Start with [1] and [1,1]. The next row has [1] at the start, [1+1] in the middle, and [1] at the end: [1,2,1]. Next row: [1] at the start, the sum of the first two terms in spot 2, the sum of the next two terms in spot three, and [1] at the end: [1,3,3,1]. Next row: [1], then 1+3=4, then 3+3=6, then 3+1=4, then [1] at the end, and so on and so on. As you can see, no factorials, logarithms, or even multiplications: just super fast addition with clean integer numbers. So simple, you can build a massive lookup table by hand.

And you should.

Never compute in code what you can compute by hand and just include as constants for immediate lookup; in this case, writing out the table for up to something around n=20 is absolutely trivial, and you can then just use that as your "starting LUT" and probably never even access the high rows.

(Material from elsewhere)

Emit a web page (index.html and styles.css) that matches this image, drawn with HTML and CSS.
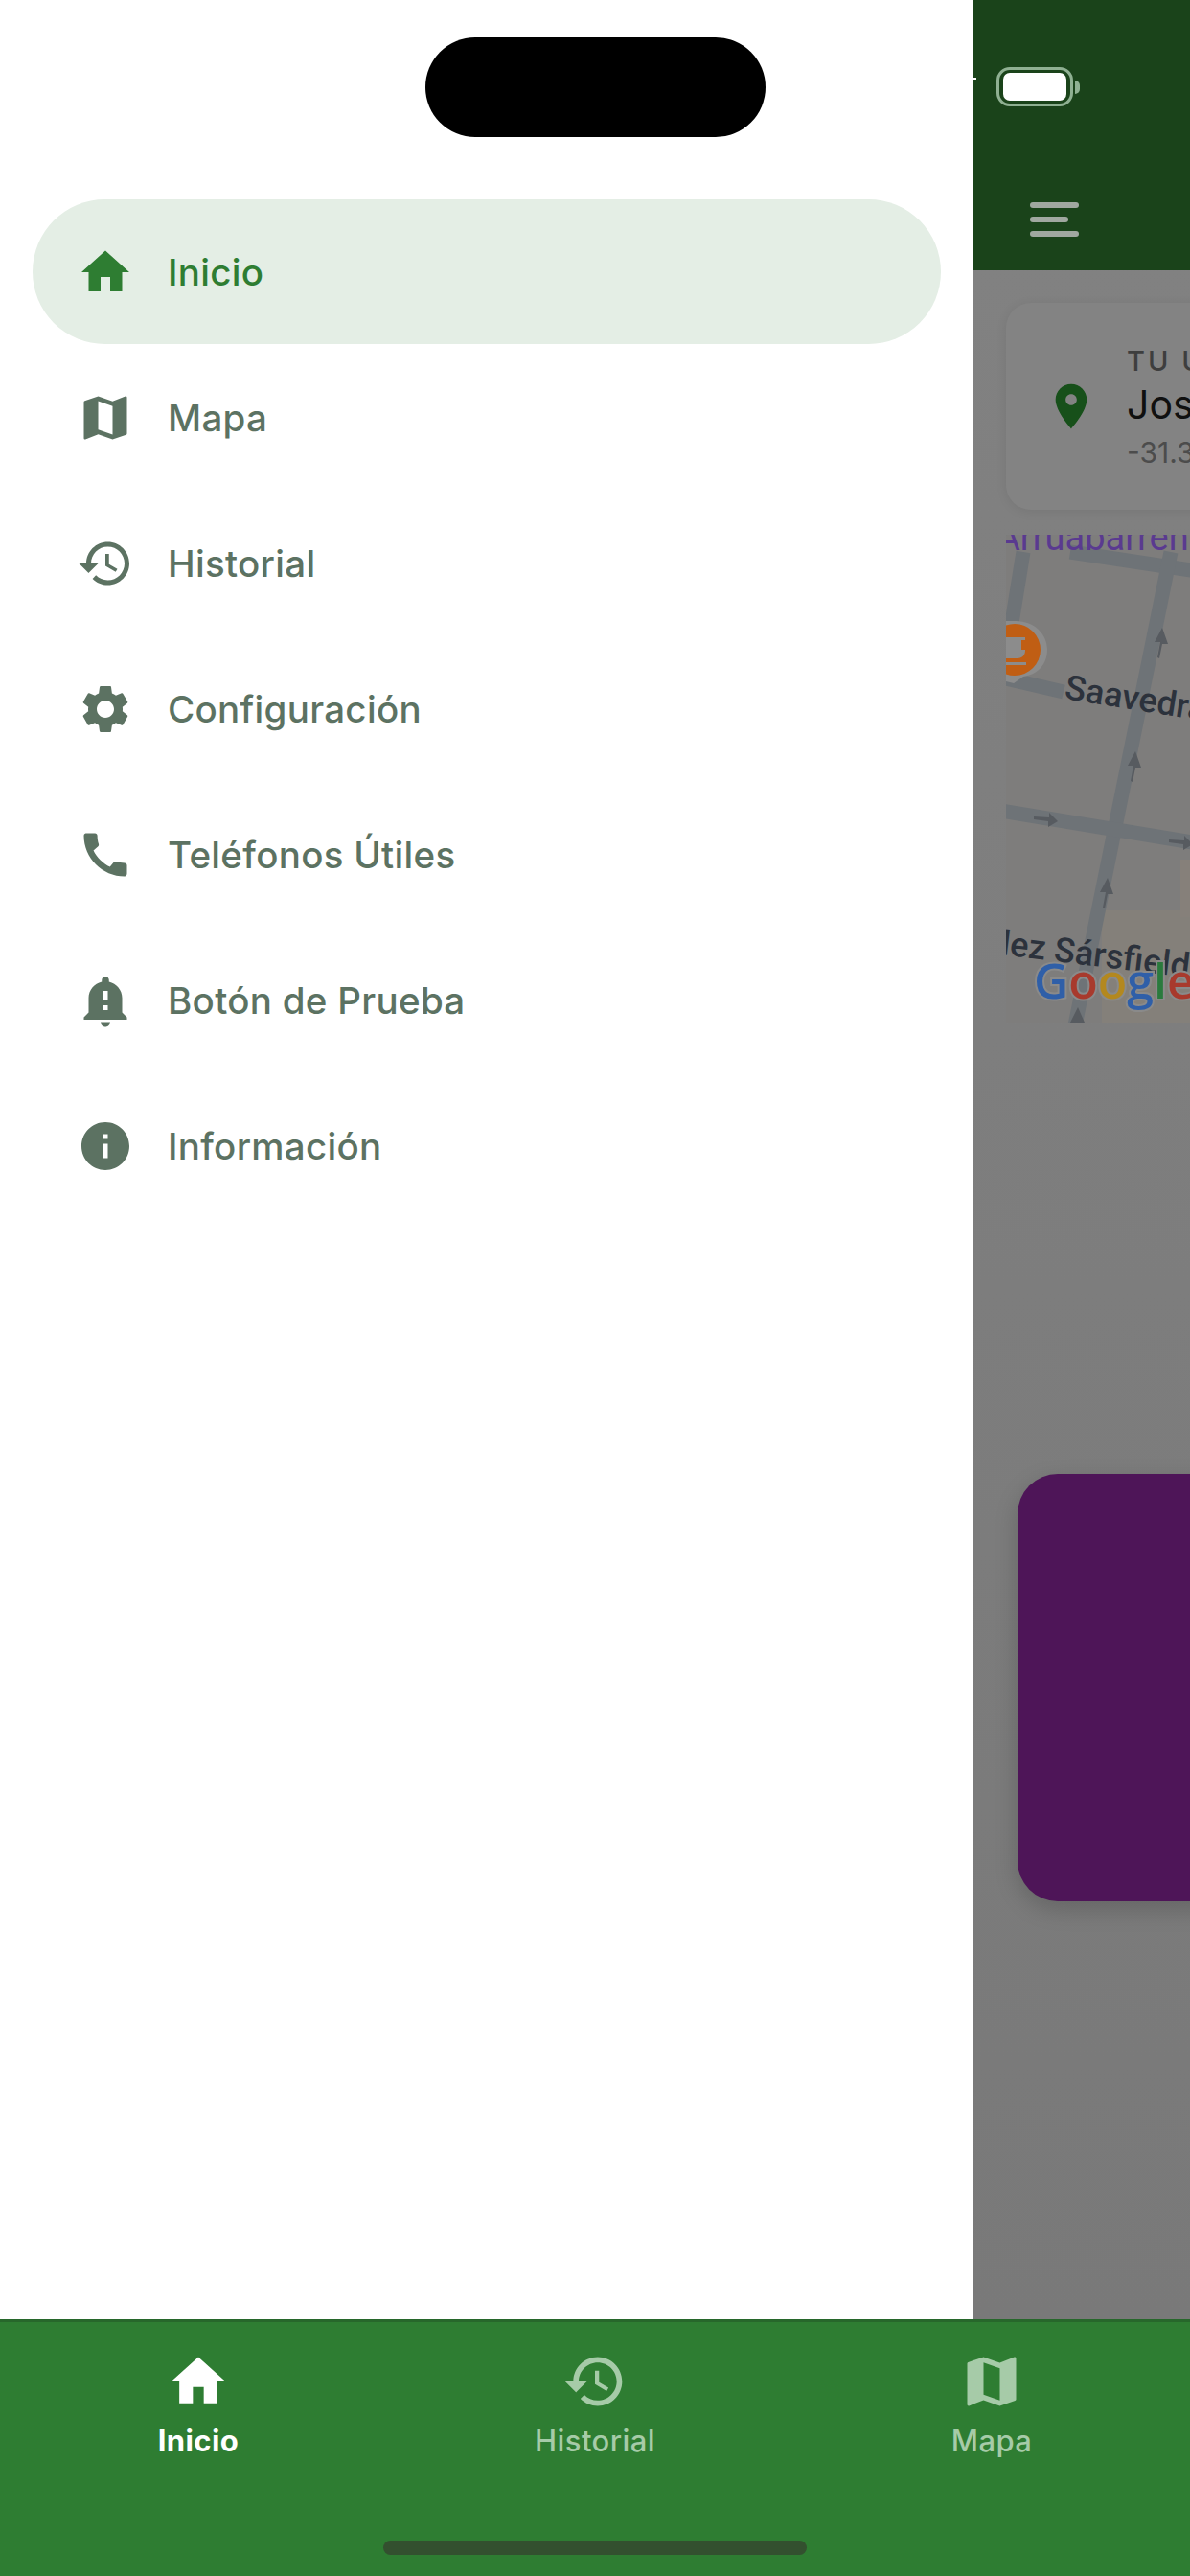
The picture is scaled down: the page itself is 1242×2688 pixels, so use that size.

But, if you do need them, or more, then because you can't build an infinite lookup table you compromise: you start with a pre-specified LUT, and a function that can "fill it up" to some term you need that's not in it yet:

// step 1: a basic LUT with a few steps of Pascal's triangle
const binomials = [
  [1],
  [1,1],
  [1,2,1],
  [1,3,3,1],
  [1,4,6,4,1],
  [1,5,10,10,5,1],
  [1,6,15,20,15,6,1],
  [1,7,21,35,35,21,7,1],
  [1,8,28,56,70,56,28,8,1],
  //  ...
];

// step 2: a function that builds out the LUT if it needs to.
module.exports = function binomial(n,k) {
  while(n >= binomials.length) {
    let s = binomials.length;
    let nextRow = [];
    nextRow[0] = 1;
    for(let i=1, prev=s-1; i<s; i++) {
      nextRow[i] = binomials[prev][i-1] + binomials[prev][i];
    }
    nextRow[s] = 1;
    binomials.push(nextRow);
  }
  return binomials[n][k];
};

Since this is an array of ints, the memory footprint is tiny. For a lot of work involving binomials, we realistically don't even need more than two bytes per integer, making this a minuscule lookup table: we don't need more than 2 bytes until you need binomials higher than n=19, and the full lookup table up to n=19 takes up a measly 380 bytes. This is nothing compared to the rest of your program. Even if we allow for 32 bit ints, we can get up to n=35 in a mere 2380 bytes.

So the lookup is fast: either O(constant) for previously computed values, (n*(n+1))/2 steps if we have no LUT at all (in big O notation, that would be O(n²), but big O notation is almost never the right complexity measure), and somewhere in between for terms we need that aren't in the LUT yet. Run some benchmarks for your application, which will tell you how big your initial LUT should be, simply hard code that (seriously. these are constants, they're are exactly the kind of values that should be hard coded), and keep the generator around just in case.

However, do remember that you're in JavaScript land, and you are constrained by the JavaScript numerical type: integers only go up to 2^53, beyond that the integer property (every n has a distinct m=n+1 such that m-n=1) is not guaranteed. This should hardly ever be a problem, though: once we hit that limit, we're dealing with binomial coefficients that you should never even be using.

Answer 3

Using Pascal's triangle is a fast method for calculating n choose k.

The fastest method I know of would be to make use of the results from "On the Complexity of Calculating Factorials". Just calculate all 3 factorials, then perform the two division operations, each with complexity M(n logn).